UAU, TODA ESSE TEXTO FOI APENAS UMA DESCULPA PRA POSTAR MEMES DE MY LITTLE PONY, NÃO FOI?
Eu não sei do que você tá falando, Jorge, da onde tu tirou a ideia de que eu sou Brony ou alguma coisa assim...
É, NÃO FAÇO IDEIA DA ONDE EU POSSO TER TIRADO ISSO...
NENHUMA IDEIA MESMO...
Hã... então... mas seja como for, não é realmente surpreendente alguém pensassem em traduzir o grande sucesso de My Little Pony dos anos 80 em um videogame... exceto que licenças custam dinheiro e algumas pessoas são muito apegadas ao seu dinheiro e preferem não gasta-lo sempre que possível. Verdade seja dita, não foi o primeiro a pensar em como ganhar um dinheiro com poneis sem dar um centavo para a Hasbro, e certamente não será o último.
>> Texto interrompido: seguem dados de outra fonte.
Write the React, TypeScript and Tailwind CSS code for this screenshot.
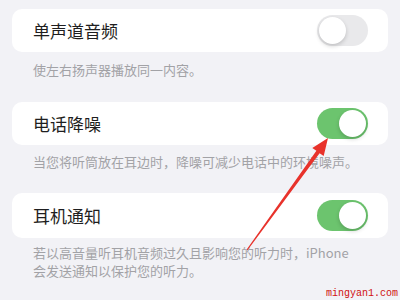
import React from "react";

function Toggle({ on }: { on: boolean }) {
  return (
    <div
      className={
        on
          ? "w-[51px] h-[31px] rounded-full bg-[#6cc46e] flex items-center justify-end p-[2px]"
          : "w-[51px] h-[31px] rounded-full bg-[#e9e9eb] flex items-center justify-start p-[2px]"
      }
    >
      <div className="w-[27px] h-[27px] rounded-full bg-white shadow-[0_2px_4px_rgba(0,0,0,0.18)]" />
    </div>
  );
}

function Row({ title, on, h }: { title: string; on: boolean; h: string }) {
  return (
    <div className={`${h} rounded-[10px] bg-white flex items-center justify-between pl-[21px] pr-[20px]`}>
      <span className="text-[17px] leading-none text-[#1e1e20]">{title}</span>
      <Toggle on={on} />
    </div>
  );
}

export default function App() {
  return (
    <div
      className="relative w-[400px] h-[300px] overflow-hidden bg-[#f2f2f6] px-3 pt-[9px]"
      style={{ fontFamily: '"Noto Sans CJK SC", "Noto Sans", sans-serif' }}
    >
      <Row title="单声道音频" on={false} h="h-[43px]" />
      <p className="mt-[9px] pl-[21px] text-[13px] leading-[18px] text-[#a2a2a6]">使左右扬声器播放同一内容。</p>

      <div className="mt-[23px]">
        <Row title="电话降噪" on={true} h="h-[43px]" />
      </div>
      <p className="mt-[8px] pl-[21px] text-[13px] leading-[18px] text-[#a2a2a6]">
        当您将听筒放在耳边时，降噪可减少电话中的环境噪声。
      </p>

      <div className="mt-[22px]">
        <Row title="耳机通知" on={true} h="h-[45px]" />
      </div>
      <p className="mt-[6px] pl-[21px] text-[13px] leading-[18px] text-[#a2a2a6]">
        若以高音量听耳机音频过久且影响您的听力时，iPhone
        <br />
        会发送通知以保护您的听力。
      </p>

      <svg className="absolute left-0 top-0 pointer-events-none" width="400" height="300" viewBox="0 0 400 300">
        <polygon
          points="328,138 323.7,156 319.6,153.2 247.5,250.3 246.5,249.7 316.4,150.8 312.3,147.9"
          fill="#e8322b"
        />
      </svg>

      <div
        className="absolute right-[2px] bottom-[1px] text-[10px] leading-none text-[#d01010]"
        style={{ fontFamily: '"Liberation Mono", "DejaVu Sans Mono", monospace' }}
      >
        mingyan1.com
      </div>
    </div>
  );
}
Esse tem alguém que não tem vergonha de chupinhar licenças na cara dura, esse alguém certamente é a Sega. Quer fazer um jogo de Robocop mas sem gastar com isso? E-SWAT: CITY UNDER SIEGE Conan, o Barbaro tá na moda e você quer economizar? GOLDEN AXE
Assim, quando a Sega quis fazer um jogo de My Little Pony mas sem realmente pagar por isso nasceu Crystal Pony Tales. Mas que tipo de jogo são esses contos dos poneis de cristal? Um surpreendemente decente, já que jogos infantis não tem a melhor reputação do mundo.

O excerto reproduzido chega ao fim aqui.